There are levels of testing. A tabletop exercise walks through the DR plan on paper without touching production. A simulation fails over to the DR environment using synthetic traffic. A full failover test routes real production traffic to the DR environment and back. Netflix famously runs Chaos Monkey and related tools that randomly terminate instances and even entire regions in production to verify their DR capabilities continuously.
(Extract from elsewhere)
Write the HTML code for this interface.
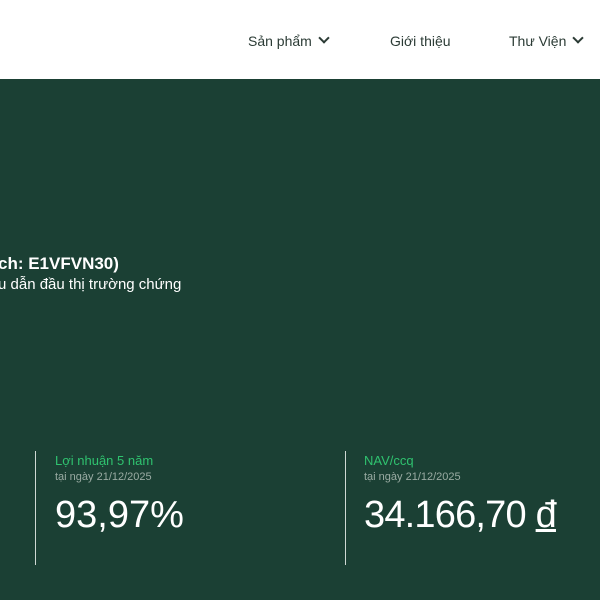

At minimum, test your DR plan quarterly. After every significant infrastructure change, test again.

Systems Thinking Lens

DR strategy selection is a classic trade-off problem with a reinforcing loop. Cheaper DR strategies reduce cost but increase risk. When a disaster finally occurs and recovery takes too long, the organization invests heavily in DR. Over time, if no disasters occur, the organization reduces investment (the "it hasn't happened so it won't happen" fallacy). This cycle repeats.
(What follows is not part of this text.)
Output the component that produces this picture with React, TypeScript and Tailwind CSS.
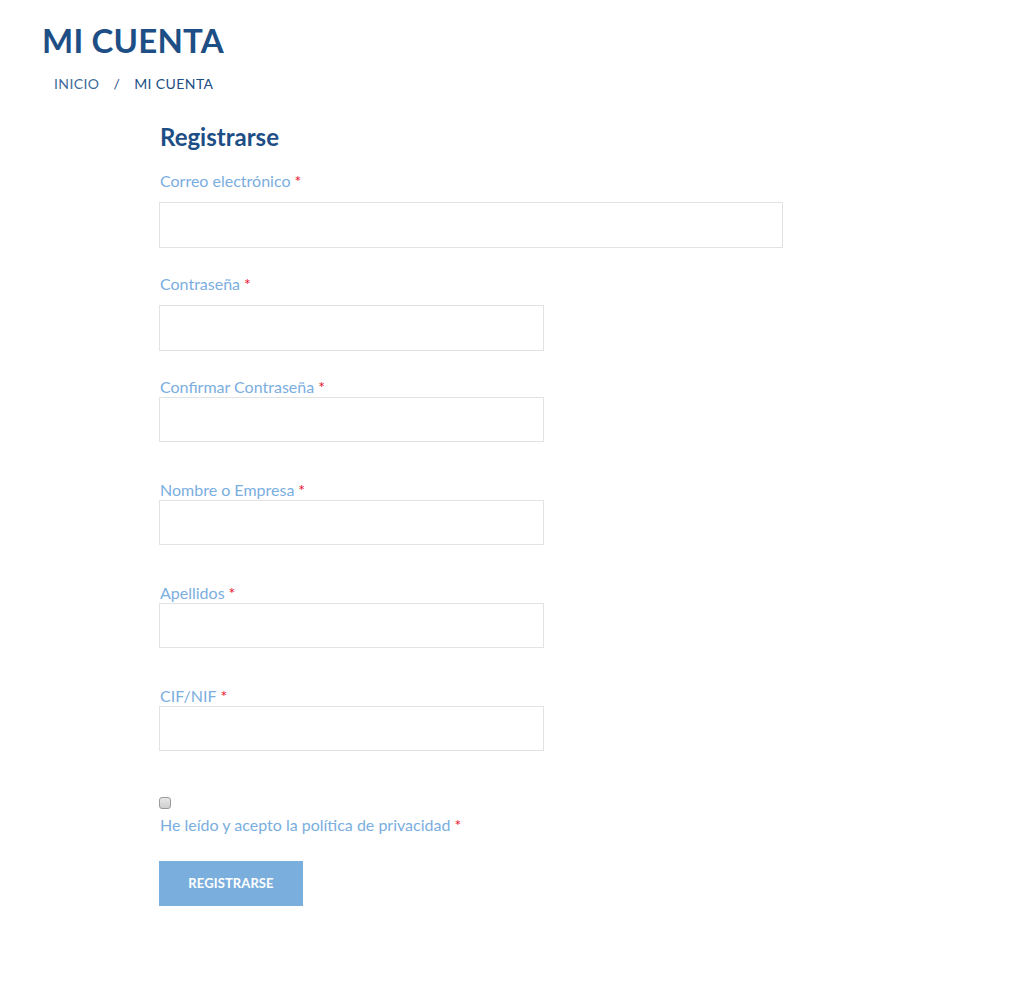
import React from "react";

const Req = () => <span className="text-[#e8112d] ml-[4px]">*</span>;

function Field({ label, wide, gapTop, gapLabel, h }: { label: string; wide?: boolean; gapTop: string; gapLabel: string; h: string }) {
  return (
    <div className={gapTop}>
      <label className="block text-[16px] leading-[20px] text-[#7aaedf]">
        {label}
        <Req />
      </label>
      <input
        className={`block ${gapLabel} ${h} ${wide ? "w-[624px]" : "w-[385px]"} border border-[#e3e3e3] bg-white outline-none`}
      />
    </div>
  );
}

export default function App() {
  return (
    <div className="min-h-[990px] bg-white" style={{ fontFamily: "Lato, 'Open Sans', sans-serif" }}>
      <div className="pl-[42px] pt-[20px]">
        <h1 className="text-[33px] leading-[40px] font-bold text-[#1d4e85] tracking-[0.2px]">MI CUENTA</h1>
        <div className="mt-[14px] pl-[12px] flex items-center text-[14px] leading-[20px] text-[#1d4e85] tracking-[0.4px]">
          <span className="text-[#3d6a9a]">INICIO</span>
          <span className="ml-[14px] mr-[14px]">/</span>
          <span>MI CUENTA</span>
        </div>
      </div>
      <div className="pl-[159px] pt-[28px]">
        <h2 className="text-[24px] leading-[30px] font-bold text-[#1d4e85] pl-[1px]">Registrarse</h2>
        <div className="pl-[1px]">
          <Field label="Correo electrónico" wide gapTop="mt-[19px]" gapLabel="mt-[11px] -ml-[1px]" h="h-[46px]" />
          <Field label="Contraseña" gapTop="mt-[26px]" gapLabel="mt-[11px] -ml-[1px]" h="h-[46px]" />
          <Field label="Confirmar Contraseña" gapTop="mt-[26px]" gapLabel="mt-0 -ml-[1px]" h="h-[45px]" />
          <Field label="Nombre o Empresa" gapTop="mt-[38px]" gapLabel="mt-0 -ml-[1px]" h="h-[45px]" />
          <Field label="Apellidos" gapTop="mt-[38px]" gapLabel="mt-0 -ml-[1px]" h="h-[45px]" />
          <Field label="CIF/NIF" gapTop="mt-[38px]" gapLabel="mt-0 -ml-[1px]" h="h-[45px]" />
          <div className="mt-[46px]">
            <input
              type="checkbox"
              className="block appearance-none w-[12px] h-[12px] -ml-[1px] m-0 rounded-[3px] border border-[#9a9a9a] bg-gradient-to-b from-[#e8e8e8] to-[#cfcfcf]"
            />
            <div className="mt-[6px] text-[16px] leading-[20px] text-[#7aaedf]">
              He leído y acepto la política de privacidad
              <Req />
            </div>
          </div>
          <button className="mt-[26px] -ml-[1px] w-[144px] h-[45px] bg-[#7aaedd] text-white text-[13px] font-bold tracking-[0.1px]">
            REGISTRARSE
          </button>
        </div>
      </div>
    </div>
  );
}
The leverage point is making DR cost proportional to the value of the workload. A system that generates $100,000 per hour in revenue justifies a $50,000/month DR investment. One that generates $500/day does not. Tie the DR budget to the cost of downtime, and the trade-off becomes a rational calculation instead of a guess.

Further Reading

Assignment

You are designing the DR strategy for a payment processing system. The business requirements are:

  • RPO must be less than 1 minute (no more than 1 minute of transaction data can be lost).
  • RTO must be less than 5 minutes (the system must be processing payments again within 5 minutes).
  1. Which of the four DR strategies meets these requirements? Eliminate the ones that do not and explain why.
  2. For your chosen strategy, describe the specific infrastructure required in the DR region during normal operation.
  3. Estimate the cost difference between your chosen strategy and a simple backup-and-restore approach. Consider compute, storage, data transfer, and database replication costs. Use rough estimates; the important thing is the order of magnitude.
  4. Write a 5-step failover runbook. What happens in the first 30 seconds? The first minute? The first 5 minutes?